Kurzweil was a careful reader of 2005 neuroscience. The descriptive claims — about attention, recognition timing, neuronal computation, synaptic scaling — are all still standing, and two have been extended further than he argued. The problem is what he built on top.

He assumed the tools for watching the brain would improve at the pace of the tools for computing — Moore’s Law generalized to scanners. They have not. The physics that limits fMRI is not the physics that limits transistors. Blood flow lags, skulls attenuate electric fields, and photons do not travel through bone. In the 2024 book he acknowledges, politely, that noninvasive scanning has probably gone as far as marginal engineering can take it. The frontier moved sideways into invasive electron microscopy, where a 2025 Nature Methods award sits for a cubic millimeter of mouse — 0.00007 percent of a human brain.

He also assumed AI would inherit from biology. It didn’t.

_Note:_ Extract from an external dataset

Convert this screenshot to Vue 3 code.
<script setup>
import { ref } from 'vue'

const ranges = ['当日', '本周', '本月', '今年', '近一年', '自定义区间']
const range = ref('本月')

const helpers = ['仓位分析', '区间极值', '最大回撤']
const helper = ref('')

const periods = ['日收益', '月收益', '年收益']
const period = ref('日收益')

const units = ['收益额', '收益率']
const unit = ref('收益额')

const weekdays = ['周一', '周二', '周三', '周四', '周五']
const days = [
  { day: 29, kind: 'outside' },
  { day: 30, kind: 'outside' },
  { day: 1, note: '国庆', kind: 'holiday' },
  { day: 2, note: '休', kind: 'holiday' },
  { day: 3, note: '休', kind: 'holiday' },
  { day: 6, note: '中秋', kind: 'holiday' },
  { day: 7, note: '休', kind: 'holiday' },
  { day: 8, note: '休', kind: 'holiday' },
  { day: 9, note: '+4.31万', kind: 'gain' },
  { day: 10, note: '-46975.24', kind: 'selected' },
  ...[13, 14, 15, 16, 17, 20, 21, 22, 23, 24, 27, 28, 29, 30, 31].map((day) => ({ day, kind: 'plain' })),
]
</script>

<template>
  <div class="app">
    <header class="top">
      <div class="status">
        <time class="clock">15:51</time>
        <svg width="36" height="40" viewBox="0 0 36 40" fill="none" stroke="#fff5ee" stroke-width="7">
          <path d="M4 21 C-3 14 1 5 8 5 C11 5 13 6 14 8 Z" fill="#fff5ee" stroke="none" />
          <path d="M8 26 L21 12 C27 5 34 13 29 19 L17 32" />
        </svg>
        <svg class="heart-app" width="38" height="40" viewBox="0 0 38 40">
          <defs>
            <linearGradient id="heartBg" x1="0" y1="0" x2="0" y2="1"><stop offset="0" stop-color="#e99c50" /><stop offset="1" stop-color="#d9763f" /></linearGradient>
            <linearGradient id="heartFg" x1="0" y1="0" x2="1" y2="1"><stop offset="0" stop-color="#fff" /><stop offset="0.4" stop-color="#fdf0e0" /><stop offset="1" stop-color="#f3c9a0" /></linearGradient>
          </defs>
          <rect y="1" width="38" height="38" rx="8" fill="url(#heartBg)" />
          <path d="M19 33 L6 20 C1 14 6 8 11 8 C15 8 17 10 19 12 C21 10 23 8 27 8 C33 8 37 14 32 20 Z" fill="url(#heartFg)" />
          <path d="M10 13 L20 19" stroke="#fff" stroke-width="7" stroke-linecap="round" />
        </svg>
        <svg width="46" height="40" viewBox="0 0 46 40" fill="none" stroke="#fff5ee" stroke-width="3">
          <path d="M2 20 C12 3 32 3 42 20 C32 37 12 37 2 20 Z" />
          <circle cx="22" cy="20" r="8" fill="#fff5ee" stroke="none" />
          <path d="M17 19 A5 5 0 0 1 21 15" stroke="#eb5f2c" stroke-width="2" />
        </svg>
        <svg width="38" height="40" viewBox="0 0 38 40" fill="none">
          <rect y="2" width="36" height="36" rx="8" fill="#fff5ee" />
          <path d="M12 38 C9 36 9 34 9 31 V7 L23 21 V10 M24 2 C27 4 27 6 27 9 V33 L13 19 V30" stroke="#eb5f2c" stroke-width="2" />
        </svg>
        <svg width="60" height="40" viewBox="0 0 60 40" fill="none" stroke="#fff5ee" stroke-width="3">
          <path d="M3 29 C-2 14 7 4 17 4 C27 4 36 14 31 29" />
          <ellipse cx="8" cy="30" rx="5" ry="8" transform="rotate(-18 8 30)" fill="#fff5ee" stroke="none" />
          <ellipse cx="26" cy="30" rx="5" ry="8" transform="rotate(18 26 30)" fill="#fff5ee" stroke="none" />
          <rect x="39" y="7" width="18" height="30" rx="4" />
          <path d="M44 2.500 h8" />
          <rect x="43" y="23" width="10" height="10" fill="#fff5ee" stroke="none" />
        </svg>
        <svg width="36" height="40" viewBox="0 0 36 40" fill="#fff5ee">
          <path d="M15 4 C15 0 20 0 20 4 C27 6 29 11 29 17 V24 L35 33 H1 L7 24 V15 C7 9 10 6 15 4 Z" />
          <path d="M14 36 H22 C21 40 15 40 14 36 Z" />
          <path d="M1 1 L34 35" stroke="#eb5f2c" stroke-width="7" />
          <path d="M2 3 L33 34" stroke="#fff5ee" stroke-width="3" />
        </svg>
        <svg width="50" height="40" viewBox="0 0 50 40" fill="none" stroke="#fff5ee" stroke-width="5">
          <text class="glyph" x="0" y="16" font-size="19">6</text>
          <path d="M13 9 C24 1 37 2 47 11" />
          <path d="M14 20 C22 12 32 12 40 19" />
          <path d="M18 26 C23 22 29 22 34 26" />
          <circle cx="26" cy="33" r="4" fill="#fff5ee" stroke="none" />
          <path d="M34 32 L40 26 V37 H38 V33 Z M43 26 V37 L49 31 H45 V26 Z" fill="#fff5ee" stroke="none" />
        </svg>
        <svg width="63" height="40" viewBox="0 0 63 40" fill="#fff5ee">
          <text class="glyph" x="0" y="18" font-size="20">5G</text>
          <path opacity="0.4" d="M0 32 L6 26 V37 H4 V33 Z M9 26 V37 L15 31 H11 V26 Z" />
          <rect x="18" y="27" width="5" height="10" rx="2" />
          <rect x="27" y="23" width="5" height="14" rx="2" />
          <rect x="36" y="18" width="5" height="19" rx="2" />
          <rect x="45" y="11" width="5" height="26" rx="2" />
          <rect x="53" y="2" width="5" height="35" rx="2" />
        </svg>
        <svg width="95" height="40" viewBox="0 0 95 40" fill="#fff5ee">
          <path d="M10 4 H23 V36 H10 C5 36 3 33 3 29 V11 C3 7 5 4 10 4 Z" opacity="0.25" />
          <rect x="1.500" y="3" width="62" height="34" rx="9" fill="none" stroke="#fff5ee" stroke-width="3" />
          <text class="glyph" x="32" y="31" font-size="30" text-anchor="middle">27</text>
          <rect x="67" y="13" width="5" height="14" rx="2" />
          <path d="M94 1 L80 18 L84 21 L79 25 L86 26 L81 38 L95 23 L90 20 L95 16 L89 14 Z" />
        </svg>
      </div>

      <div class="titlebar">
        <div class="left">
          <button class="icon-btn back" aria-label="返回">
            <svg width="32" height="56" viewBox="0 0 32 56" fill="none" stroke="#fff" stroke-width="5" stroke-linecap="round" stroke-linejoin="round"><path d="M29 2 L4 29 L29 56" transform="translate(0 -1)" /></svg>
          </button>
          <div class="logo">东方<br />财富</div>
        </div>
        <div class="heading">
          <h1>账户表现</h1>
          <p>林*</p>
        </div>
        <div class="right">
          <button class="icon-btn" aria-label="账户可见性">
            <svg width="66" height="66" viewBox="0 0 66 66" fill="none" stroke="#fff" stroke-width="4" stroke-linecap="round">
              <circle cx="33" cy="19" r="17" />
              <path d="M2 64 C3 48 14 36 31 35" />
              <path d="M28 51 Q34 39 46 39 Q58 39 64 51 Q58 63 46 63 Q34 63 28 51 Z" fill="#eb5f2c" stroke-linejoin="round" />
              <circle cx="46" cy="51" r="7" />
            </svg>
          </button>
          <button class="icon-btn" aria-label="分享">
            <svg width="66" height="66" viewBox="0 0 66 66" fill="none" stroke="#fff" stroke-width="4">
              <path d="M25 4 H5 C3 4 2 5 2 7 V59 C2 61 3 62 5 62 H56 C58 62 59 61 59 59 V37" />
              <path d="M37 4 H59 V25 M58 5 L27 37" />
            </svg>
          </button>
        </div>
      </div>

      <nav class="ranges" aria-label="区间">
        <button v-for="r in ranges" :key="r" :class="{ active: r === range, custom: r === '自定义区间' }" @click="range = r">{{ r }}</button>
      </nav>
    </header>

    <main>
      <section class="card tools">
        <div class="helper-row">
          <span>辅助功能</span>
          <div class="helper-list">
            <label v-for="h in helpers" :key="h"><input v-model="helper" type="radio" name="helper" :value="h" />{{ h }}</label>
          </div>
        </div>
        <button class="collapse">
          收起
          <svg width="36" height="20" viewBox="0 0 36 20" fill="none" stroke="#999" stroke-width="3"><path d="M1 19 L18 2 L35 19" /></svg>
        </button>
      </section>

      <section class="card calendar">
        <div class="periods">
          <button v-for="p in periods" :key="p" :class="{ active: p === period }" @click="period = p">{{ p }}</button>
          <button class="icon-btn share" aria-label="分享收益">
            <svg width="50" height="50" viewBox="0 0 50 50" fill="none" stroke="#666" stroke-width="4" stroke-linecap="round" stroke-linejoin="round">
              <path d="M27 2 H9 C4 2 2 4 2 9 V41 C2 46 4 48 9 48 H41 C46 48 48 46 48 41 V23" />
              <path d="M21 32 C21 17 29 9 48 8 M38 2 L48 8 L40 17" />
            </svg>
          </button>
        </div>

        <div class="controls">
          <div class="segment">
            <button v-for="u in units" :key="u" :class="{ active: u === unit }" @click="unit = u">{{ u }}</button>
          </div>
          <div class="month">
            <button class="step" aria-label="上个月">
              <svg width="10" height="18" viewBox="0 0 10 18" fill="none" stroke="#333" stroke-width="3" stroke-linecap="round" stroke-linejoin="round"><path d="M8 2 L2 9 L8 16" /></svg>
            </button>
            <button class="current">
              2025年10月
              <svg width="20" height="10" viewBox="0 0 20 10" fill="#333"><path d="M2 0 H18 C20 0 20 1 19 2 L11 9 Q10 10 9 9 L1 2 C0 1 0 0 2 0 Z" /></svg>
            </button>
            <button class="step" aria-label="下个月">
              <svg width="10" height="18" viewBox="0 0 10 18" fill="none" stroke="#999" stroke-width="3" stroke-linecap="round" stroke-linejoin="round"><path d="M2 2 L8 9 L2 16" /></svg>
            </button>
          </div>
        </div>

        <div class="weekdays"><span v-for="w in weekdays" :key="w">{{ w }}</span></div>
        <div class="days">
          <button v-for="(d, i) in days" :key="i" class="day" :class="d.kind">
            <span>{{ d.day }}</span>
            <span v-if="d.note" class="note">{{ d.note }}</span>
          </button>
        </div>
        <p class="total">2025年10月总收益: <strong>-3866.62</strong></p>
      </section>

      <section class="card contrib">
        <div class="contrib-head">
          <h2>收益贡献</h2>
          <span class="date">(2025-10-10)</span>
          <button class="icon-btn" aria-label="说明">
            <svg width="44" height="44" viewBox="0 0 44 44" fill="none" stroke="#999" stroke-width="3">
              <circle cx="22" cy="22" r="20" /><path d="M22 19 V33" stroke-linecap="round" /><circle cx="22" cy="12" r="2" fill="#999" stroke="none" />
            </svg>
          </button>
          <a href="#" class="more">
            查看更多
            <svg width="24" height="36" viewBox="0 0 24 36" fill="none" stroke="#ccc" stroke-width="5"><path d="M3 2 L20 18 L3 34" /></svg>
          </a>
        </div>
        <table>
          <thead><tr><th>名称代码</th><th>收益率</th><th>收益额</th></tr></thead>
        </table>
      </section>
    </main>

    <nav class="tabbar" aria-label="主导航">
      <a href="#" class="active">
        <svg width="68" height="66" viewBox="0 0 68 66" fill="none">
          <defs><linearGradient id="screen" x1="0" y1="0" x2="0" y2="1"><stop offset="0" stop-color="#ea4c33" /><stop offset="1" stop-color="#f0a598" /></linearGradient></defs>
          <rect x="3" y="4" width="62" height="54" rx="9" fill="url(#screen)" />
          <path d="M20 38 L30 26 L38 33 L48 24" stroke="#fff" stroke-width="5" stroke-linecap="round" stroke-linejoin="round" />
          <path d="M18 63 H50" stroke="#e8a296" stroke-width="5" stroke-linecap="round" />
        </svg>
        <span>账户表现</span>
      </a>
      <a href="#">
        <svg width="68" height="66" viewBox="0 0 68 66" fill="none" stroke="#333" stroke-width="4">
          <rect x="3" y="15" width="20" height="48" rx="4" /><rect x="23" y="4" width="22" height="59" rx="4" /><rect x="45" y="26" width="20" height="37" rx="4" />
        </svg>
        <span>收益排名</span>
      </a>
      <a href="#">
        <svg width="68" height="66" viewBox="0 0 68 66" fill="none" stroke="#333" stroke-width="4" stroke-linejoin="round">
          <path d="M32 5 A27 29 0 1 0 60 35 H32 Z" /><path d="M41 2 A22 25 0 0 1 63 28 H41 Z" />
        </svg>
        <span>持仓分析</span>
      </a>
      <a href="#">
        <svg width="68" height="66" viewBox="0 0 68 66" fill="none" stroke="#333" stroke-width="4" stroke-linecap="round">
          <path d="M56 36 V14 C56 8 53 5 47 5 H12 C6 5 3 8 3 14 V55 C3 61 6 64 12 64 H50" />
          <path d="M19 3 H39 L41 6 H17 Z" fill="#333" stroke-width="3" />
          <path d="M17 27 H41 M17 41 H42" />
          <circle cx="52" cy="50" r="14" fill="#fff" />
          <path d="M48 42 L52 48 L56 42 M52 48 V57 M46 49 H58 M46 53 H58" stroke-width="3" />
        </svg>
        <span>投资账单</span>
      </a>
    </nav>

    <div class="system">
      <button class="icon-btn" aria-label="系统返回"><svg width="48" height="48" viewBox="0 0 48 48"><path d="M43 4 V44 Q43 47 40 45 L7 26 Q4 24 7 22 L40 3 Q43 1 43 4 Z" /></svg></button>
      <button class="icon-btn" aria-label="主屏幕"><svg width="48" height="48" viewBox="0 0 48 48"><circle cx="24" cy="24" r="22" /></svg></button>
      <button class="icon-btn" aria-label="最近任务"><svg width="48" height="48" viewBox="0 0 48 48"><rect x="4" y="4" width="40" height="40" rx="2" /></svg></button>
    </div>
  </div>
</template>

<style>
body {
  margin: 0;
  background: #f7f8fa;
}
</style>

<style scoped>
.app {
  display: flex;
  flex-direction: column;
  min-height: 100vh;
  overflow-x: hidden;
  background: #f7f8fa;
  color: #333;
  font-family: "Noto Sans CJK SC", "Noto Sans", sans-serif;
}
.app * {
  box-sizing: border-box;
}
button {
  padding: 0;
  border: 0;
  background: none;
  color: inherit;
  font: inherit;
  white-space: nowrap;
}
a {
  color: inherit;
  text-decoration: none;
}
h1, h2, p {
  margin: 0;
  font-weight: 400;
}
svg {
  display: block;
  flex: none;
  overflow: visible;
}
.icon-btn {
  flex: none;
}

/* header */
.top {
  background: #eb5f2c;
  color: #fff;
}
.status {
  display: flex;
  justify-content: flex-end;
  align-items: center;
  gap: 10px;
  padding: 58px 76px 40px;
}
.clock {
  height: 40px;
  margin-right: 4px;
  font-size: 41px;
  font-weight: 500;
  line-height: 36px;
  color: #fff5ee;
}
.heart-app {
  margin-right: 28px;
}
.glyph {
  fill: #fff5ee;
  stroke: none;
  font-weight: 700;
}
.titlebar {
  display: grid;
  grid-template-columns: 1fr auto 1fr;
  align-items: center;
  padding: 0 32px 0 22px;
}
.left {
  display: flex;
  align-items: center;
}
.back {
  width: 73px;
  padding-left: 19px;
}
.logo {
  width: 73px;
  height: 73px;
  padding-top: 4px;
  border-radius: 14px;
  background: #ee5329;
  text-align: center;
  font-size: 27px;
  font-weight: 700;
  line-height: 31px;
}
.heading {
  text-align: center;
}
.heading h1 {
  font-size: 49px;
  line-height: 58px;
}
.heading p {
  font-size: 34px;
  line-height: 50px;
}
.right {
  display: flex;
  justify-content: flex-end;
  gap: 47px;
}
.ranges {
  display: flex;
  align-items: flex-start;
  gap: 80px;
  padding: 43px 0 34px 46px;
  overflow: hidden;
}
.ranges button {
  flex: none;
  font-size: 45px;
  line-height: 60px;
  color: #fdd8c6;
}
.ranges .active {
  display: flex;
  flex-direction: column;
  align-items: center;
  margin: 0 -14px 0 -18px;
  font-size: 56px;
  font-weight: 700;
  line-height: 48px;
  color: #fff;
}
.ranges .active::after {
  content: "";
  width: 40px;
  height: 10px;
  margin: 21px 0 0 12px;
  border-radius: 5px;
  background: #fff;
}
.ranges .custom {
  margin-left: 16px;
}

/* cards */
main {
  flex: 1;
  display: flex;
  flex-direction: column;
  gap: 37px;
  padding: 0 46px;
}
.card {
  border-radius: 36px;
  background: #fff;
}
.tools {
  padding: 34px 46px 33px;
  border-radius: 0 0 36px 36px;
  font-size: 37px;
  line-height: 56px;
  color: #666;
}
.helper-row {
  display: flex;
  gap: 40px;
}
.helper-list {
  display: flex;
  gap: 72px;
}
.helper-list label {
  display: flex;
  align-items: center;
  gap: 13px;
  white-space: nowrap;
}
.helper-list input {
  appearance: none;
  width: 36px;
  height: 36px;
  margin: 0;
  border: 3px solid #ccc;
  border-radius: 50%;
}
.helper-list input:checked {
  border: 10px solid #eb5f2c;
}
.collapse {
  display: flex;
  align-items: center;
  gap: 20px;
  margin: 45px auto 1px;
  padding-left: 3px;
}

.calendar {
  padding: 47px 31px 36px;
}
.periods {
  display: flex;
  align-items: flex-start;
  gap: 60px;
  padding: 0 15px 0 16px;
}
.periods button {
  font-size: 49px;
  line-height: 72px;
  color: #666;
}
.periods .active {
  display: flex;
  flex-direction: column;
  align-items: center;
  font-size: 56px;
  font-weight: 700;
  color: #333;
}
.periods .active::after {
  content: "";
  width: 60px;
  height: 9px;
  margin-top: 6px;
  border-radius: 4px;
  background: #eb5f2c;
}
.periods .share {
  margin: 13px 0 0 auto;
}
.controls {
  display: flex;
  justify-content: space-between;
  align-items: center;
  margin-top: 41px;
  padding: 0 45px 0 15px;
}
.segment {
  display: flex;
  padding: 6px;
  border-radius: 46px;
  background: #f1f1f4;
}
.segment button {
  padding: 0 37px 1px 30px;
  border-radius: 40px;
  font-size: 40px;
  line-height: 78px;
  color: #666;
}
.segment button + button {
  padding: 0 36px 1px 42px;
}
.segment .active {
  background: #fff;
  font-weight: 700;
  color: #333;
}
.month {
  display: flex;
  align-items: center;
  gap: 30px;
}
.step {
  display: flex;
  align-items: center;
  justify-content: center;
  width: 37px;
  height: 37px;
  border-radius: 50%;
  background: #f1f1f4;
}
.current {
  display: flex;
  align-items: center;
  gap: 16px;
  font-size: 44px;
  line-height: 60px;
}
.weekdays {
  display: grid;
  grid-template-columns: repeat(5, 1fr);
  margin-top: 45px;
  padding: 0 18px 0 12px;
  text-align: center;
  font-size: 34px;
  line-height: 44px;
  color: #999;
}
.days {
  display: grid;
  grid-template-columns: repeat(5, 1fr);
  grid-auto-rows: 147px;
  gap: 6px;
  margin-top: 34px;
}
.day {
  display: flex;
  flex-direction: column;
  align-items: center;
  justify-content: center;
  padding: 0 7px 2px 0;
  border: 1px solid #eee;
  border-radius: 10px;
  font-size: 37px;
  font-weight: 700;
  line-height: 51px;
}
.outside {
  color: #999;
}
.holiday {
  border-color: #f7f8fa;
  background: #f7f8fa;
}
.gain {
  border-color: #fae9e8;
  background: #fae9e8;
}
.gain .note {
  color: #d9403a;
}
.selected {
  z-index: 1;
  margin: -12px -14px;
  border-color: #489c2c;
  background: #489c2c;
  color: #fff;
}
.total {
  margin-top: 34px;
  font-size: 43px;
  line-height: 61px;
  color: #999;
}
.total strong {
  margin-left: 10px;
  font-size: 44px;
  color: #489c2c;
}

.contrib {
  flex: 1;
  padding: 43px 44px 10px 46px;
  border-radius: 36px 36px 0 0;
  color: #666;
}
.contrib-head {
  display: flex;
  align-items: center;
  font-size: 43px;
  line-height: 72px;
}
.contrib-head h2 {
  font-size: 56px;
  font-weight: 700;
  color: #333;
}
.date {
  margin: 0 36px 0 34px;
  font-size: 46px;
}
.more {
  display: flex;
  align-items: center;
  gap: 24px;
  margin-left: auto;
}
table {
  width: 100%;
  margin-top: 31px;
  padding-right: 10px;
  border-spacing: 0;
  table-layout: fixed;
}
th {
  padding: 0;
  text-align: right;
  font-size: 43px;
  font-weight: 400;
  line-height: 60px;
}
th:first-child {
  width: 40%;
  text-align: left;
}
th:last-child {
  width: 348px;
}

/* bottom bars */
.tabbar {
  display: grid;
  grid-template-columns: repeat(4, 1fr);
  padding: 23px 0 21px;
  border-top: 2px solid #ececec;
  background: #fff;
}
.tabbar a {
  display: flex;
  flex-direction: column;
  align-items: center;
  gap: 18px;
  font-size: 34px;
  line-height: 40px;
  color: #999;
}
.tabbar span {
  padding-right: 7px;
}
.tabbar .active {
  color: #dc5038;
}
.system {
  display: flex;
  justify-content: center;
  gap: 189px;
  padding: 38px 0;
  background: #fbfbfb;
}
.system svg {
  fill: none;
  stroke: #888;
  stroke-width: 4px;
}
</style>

Attention-layer networks are not especially brain-like, and they won anyway, because systems with the right inductive bias that learn quickly on lots of data tend to beat biologically-inspired systems with the wrong bias that learn slowly.

What survives is a field full of confirmed middle-scale facts about neurons, and a broken bridge to the mind-uploading story that needed scanning-by-extrapolation to work. The bridge has been replaced by a different one — electrodes and sliced tissue — that runs to a different destination.

Method note

The checks here pulled from an internal 9.3-million-record patent corpus and a 357-million-record scientific literature corpus to find the most-cited recent work on dendritic computation, synaptic scaling, connectomics, 7T fMRI, and neuromorphic hardware. Paper titles, citation counts, patent numbers, and patent abstracts cited above were read directly from those sources. Singularity Is Near references use chapter titles and paraphrases from a prediction catalog extracted from the 2005 book; Singularity Is Nearer quotations are from the 2024 book’s own text. Web searches surfaced the April 2025 MICrONS papers and the Nature Methods 2025 Method of the Year selection. Verdicts are our own reading of the evidence.